Sizleri seviyorum dostlarım. 
 İyi ki varsınız 

********************************************************

10 Haziran 2011 Cuma

İdealin, karanlığını aydınlatan ışığındır

 
Hedefindir ideal dedikleri. 'İnsanın olmak istediği şey'dir. Göğsünü gere gere "ben buyum" demesini sağlayan kavramdır. İdealleri olmalı insanın. İdeal başarı için çizilen yoldur. İdealler için gerekirse zaman zaman risk almaktan çekinmemeli insan. İdealist olmalı etrafa içten tebessümler yaymak için..

Çocukluğumdan beri hayalini kurduğum mesleğe ulaşabilmek için büyük bir risk aldım ben. Kendimi "cesaret abidesi" olarak adlandırabilirim sanırım. Şuanki durumumdan haberdar olan çoğu insan geç kaldığımı söylüyor. Ama; sırf bir senem kaybolmasın diye hayatım boyunca pek de ilgim olmayan bir mesleği yapmaktansa bir senemi feda ederek ömrüm boyunca beni mutlu edecek bir mesleğe atılmanın daha mantıklı olduğunu düşünüyorum.
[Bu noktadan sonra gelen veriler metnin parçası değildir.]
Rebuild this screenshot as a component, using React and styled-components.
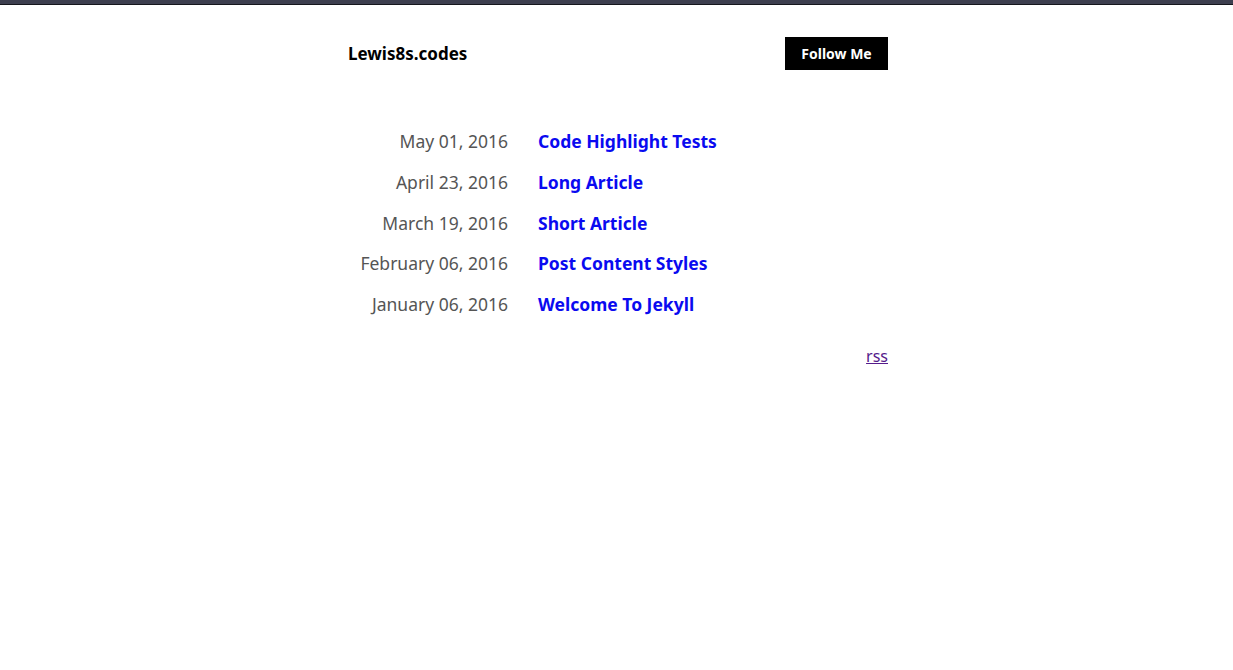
import React from "react";
import styled, { createGlobalStyle } from "styled-components";

const Global = createGlobalStyle`
  html, body { margin: 0; padding: 0; background: #fff; }
  body { font-family: "Noto Sans", "Open Sans", sans-serif; color: #000; }
`;

const TopBar = styled.div`
  height: 4px;
  background: #3d3f4f;
  border-bottom: 1px solid #16171d;
`;

const Container = styled.div`
  width: 540px;
  margin: 0 0 0 calc(50% - 268.5px);
`;

const Header = styled.header`
  display: flex;
  justify-content: space-between;
  align-items: center;
  padding-top: 32px;
`;

const Title = styled.a`
  font-size: 17px;
  font-weight: 700;
  color: #000;
  text-decoration: none;
`;

const FollowButton = styled.a`
  display: inline-flex;
  align-items: center;
  justify-content: center;
  width: 103px;
  height: 33px;
  background: #000;
  color: #fff;
  font-size: 14px;
  font-weight: 700;
  text-decoration: none;
`;

const PostList = styled.ul`
  list-style: none;
  margin: 59px 0 0;
  padding: 0;
  display: grid;
  grid-template-columns: 160px 1fr;
  column-gap: 30px;
  row-gap: 16.75px;
`;

const DateCell = styled.span`
  text-align: right;
  color: #555;
  font-size: 17.5px;
  line-height: 24px;
`;

const PostLink = styled.a`
  color: #0a0af0;
  font-size: 17.5px;
  font-weight: 700;
  line-height: 24px;
  text-decoration: none;
`;

const Footer = styled.div`
  display: flex;
  justify-content: flex-end;
  margin-top: 29px;
`;

const RssLink = styled.a`
  color: #551a8b;
  font-size: 16px;
  text-decoration: underline;
`;

const posts = [
  ["May 01, 2016", "Code Highlight Tests"],
  ["April 23, 2016", "Long Article"],
  ["March 19, 2016", "Short Article"],
  ["February 06, 2016", "Post Content Styles"],
  ["January 06, 2016", "Welcome To Jekyll"],
];

export default function App() {
  return (
    <>
      <Global />
      <TopBar />
      <Container>
        <Header>
          <Title href="#">Lewis8s.codes</Title>
          <FollowButton href="#">Follow Me</FollowButton>
        </Header>
        <PostList>
          {posts.map(([d, t]) => (
            <React.Fragment key={t}>
              <DateCell>{d}</DateCell>
              <PostLink href="#">{t}</PostLink>
            </React.Fragment>
          ))}
        </PostList>
        <Footer>
          <RssLink href="#">rss</RssLink>
        </Footer>
      </Container>
    </>
  );
}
Kolay olmadı bu kararı vermek tabii. Çünkü aldığım kararla kendimi bir anda ciddi bir riskin ortasında buldum :) "Ya olmazsa" düşüncesi kafamı kurcalamıyor değil lakin şunu söylüyorum artık: "Ya olmazsa demek yok, çok çalışmak var."   :)) Bu saate kadar ayakta kalma nedenim de buydu zaten. Çalışıp sabırla ' o günler'i bekliyorum.
İlk büyük güne son 8gün, sonrakine ise 16! Bakalım hayat bize nasıl oyunlar oynayacak..

Şunu demeden geçemeyeceğim;
>Bu kez, mutluluk kokusu alıyorum gerçekten. Tabi ne olacağını Allah'tan başka kimse bilemez de hani sanki istediğim olacakmış da sadece zamanını bekliyormuşum gibi bir his var içimde.